A Practical Guide for a Smooth Introduction
Once you’ve decided the time is right, a little preparation can help ensure the first meeting is a positive and low-stress experience for everyone involved. The goal is to create a comfortable environment where your partner can shine.
- Choose the Right Venue: The setting sets the tone. Opt for a casual, low-pressure environment for the first meeting. A relaxed backyard barbecue or a casual dinner at a quiet restaurant is often better than a formal holiday dinner or a large, chaotic family event.
- Prepare Your Partner (and Your People): Give your partner a brief “who’s who” of your family and some insight into their personalities and dynamics. Mentioning potential topics to avoid (like politics or family feuds) is also helpful. In turn, prepare your family by sharing positive things about your partner beforehand to create a warm reception.

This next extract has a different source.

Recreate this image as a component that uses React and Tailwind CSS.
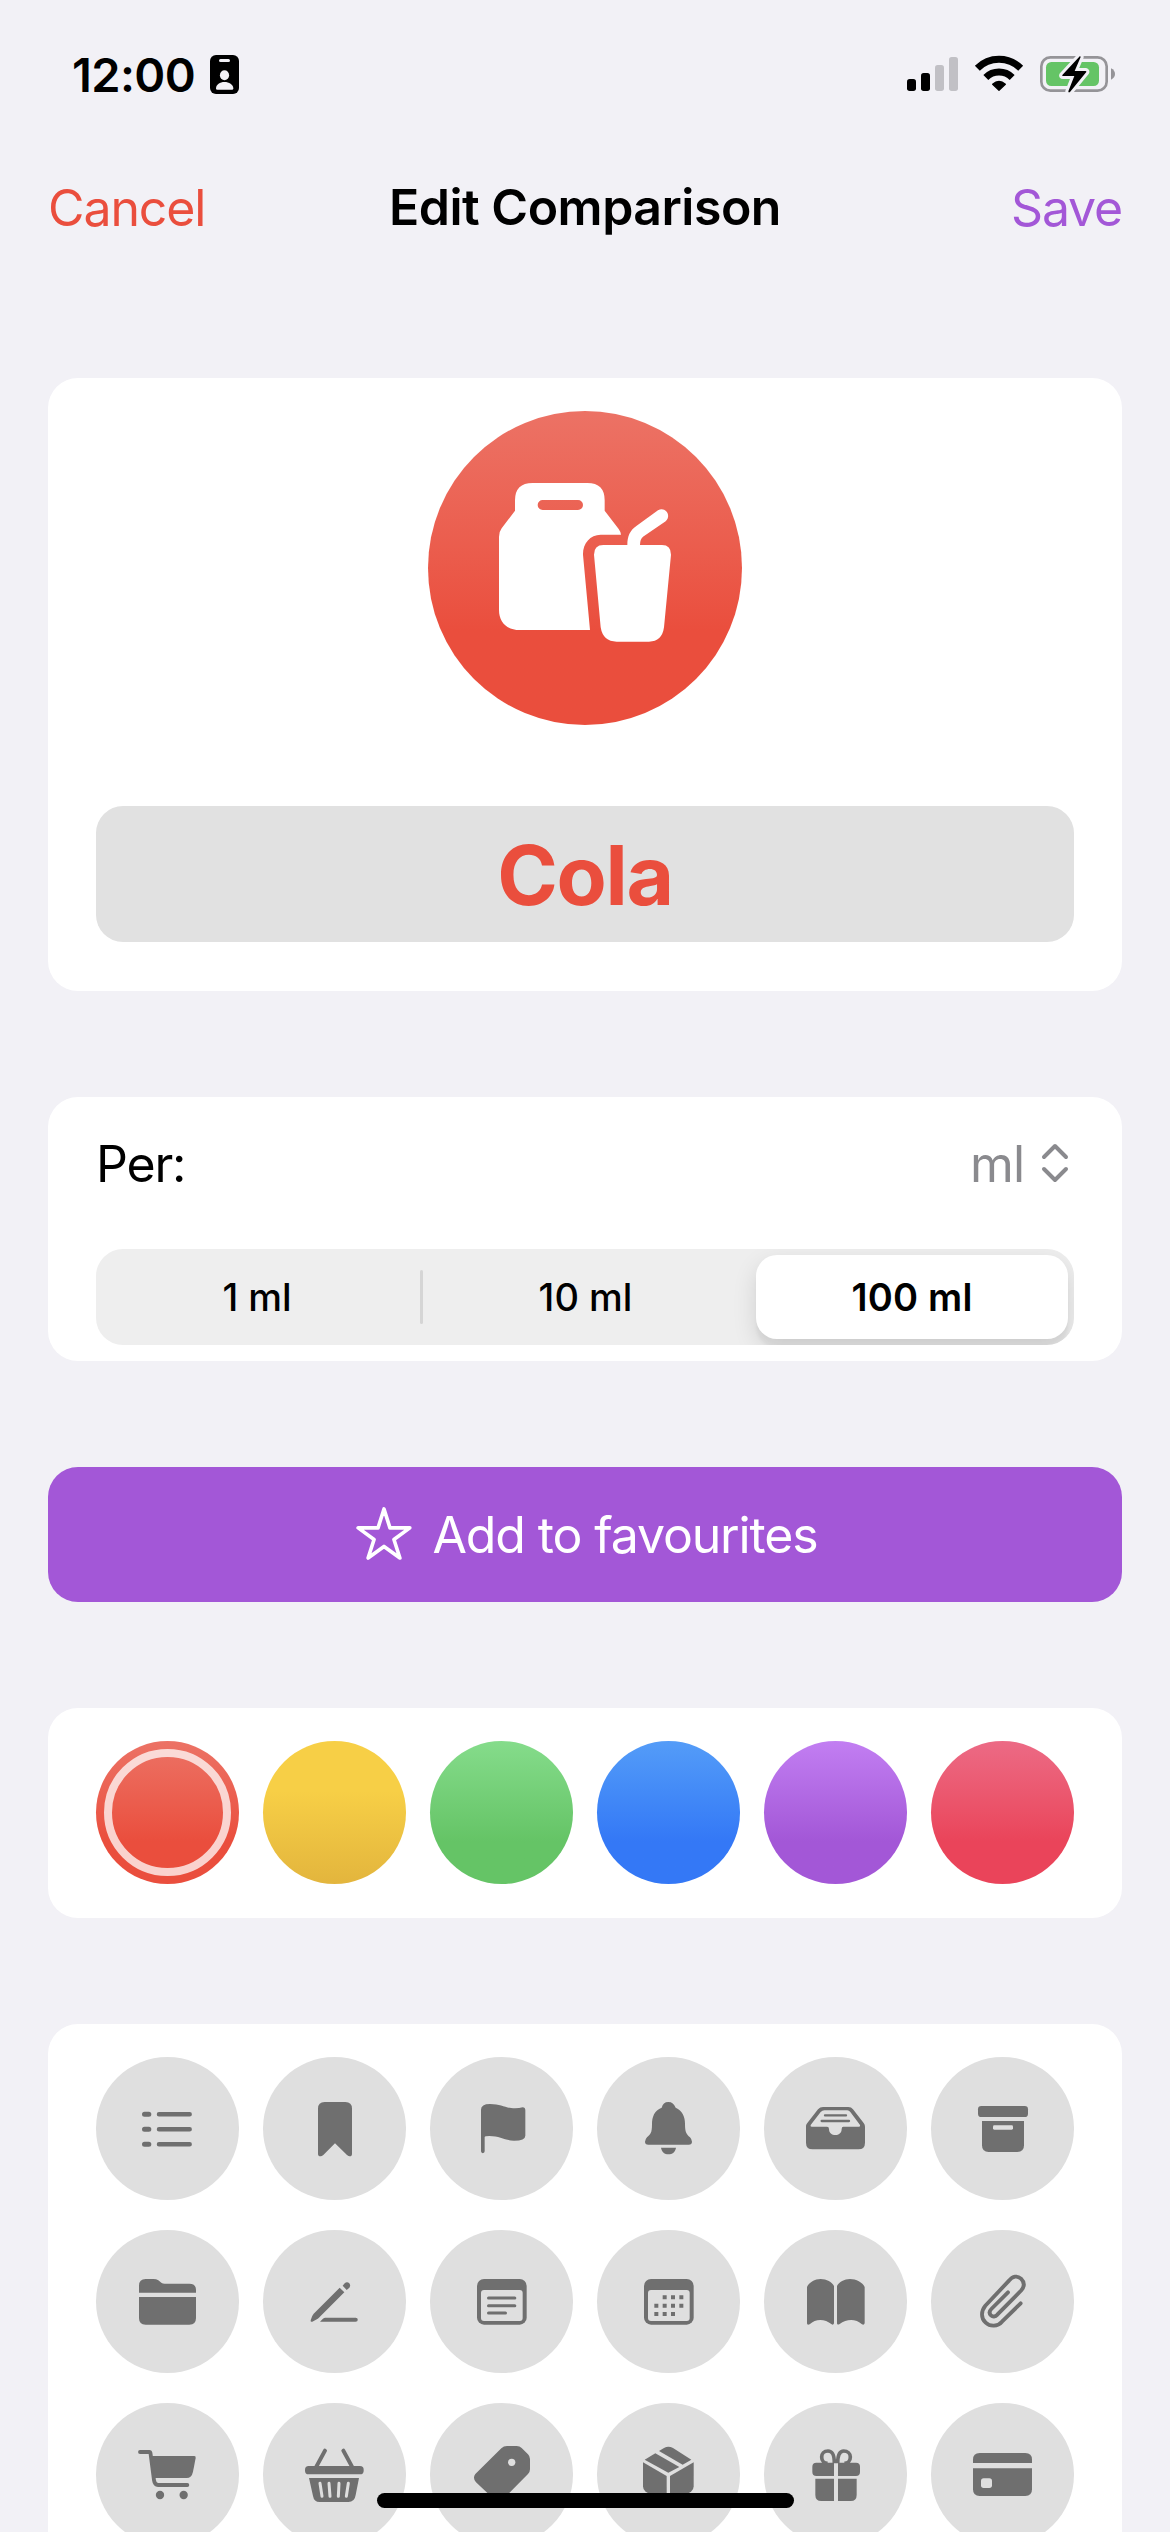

- Manage Expectations: Remind yourself that your partner and your family do not need to become best friends overnight. The goal is a respectful, pleasant introduction that lays the groundwork for future interactions. Don’t put pressure on yourself or anyone else for a “perfect” meeting.
- Don’t Force It: This step must be a mutual decision. If either you or your partner feels hesitant or pressured, it is better to wait. Pushing for an introduction before both parties are genuinely ready can create anxiety and resentment, ultimately harming the relationship you are trying to build.